I carefully worded what I said above precisely because I knew this irritatingly misleading statistic would pop up. It always does.

54% of Americans owning at least one share isn't especially meaningful. Giving the stock market a boost doesn't help people with one share. It helps people who have the majority of their net worth tied up in it. Those people are deliberately left out of that statistic.

A stock market crash doesn't affect the median citizen the worst. The median citizen has more % of their wealth in housing than the stock market (what they do have, which isn't an awful lot) .

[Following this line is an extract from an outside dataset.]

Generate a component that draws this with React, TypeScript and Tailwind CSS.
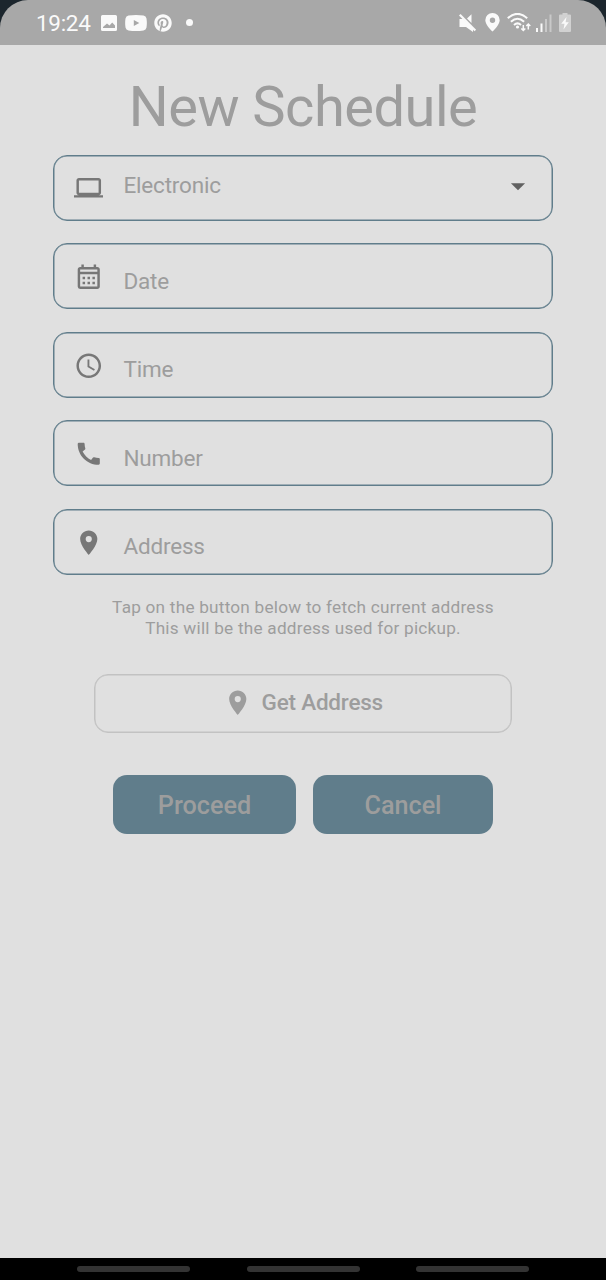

In percentage terms its the ultra wealthy who get fucked. And it's them who got bailed out. And it's them who love that 54% statistic.

Moreover the stock market is inversely correlated with wages as a % of GDP (money that doesn't go into wages goes into profits, which pushes up stock prices) . If wages go up and the stock market goes down that DEFINITELY helps the median citizen.


It's not "irritatingly misleading", it just needs to be contextualized — which ironically was missing in your "precisely worded" statistic.

I provided that context in the elucidation:

> While it's true that the top 5% owns a disproportionate amount of stocks, that's just a function of the wealth distribution. If everyone in the US had half of their personal wealth in the stock market, the top 5% would still own a large % of the stock market just by virtue of what it means to be in the "top 5%" today. This fact doesn't change the fact that a stock market crash would still be devastating to the middle American that owns stocks (directly or indirectly).

> In fact, when the stock market crashes, it's median stock holders that are the worst off, because the wealthiest stock owners will still largely remain millionaires even if the stock market plunged.

Just because the top 5% owns a highly concentrated amount of the stock market by nominal value, does not mean that the median American is immune to shocks in the stock market, and arguably the latter is impacted more adversely than the former.

> Moreover the stock market is inversely correlated with wages as a % of GDP. If wages go up and the stock market goes down that DEFINITELY helps the median citizen.

Stock market being inversely correlated with wages as a % of GDP does not imply that when the stock market falls, wages will rise, there is 0 evidence of that having ever happened in history. When the stock market falls, unemployment increases, so average wages fall.

The reason why a healthy stock market inversely correlates with wages as a % of GDP is because stock market increase as a % of GDP can be much higher than wages as a % of GDP. You can't take that observation then conclude that if you tank the stock market, wages will magically rise. As a % of GDP, they may stay the same, but that's just because GDP dramatically falls.


>If everyone in the US had half of their personal wealth in the stock market

Yeah but they don't do they? If you wanted to "contextualize" you could have used a statistic along these lines (not that it's true) instead of arguing that 54% of Americans own at least one $4 share so they might get fucked by a stock market collapse.


56% of all workers participate in a workplace retirement plan.

In the public sector, 83% of workers participate in a workplace retirement plan.

The median earner doesn't own "1 stock", they indirectly hold stock through 401(k)s, IRAs, company-provided pensions, or government-provided pensions. The vast majority of your pension plans are managed and administered by institutional investors.

If you are a median earner, and your defined contribution plan tanks, you will absolutely be worse off than the multi-hundred millionaire whose net worth still remains in the millions even if their ownership in the stock market falls by 90%.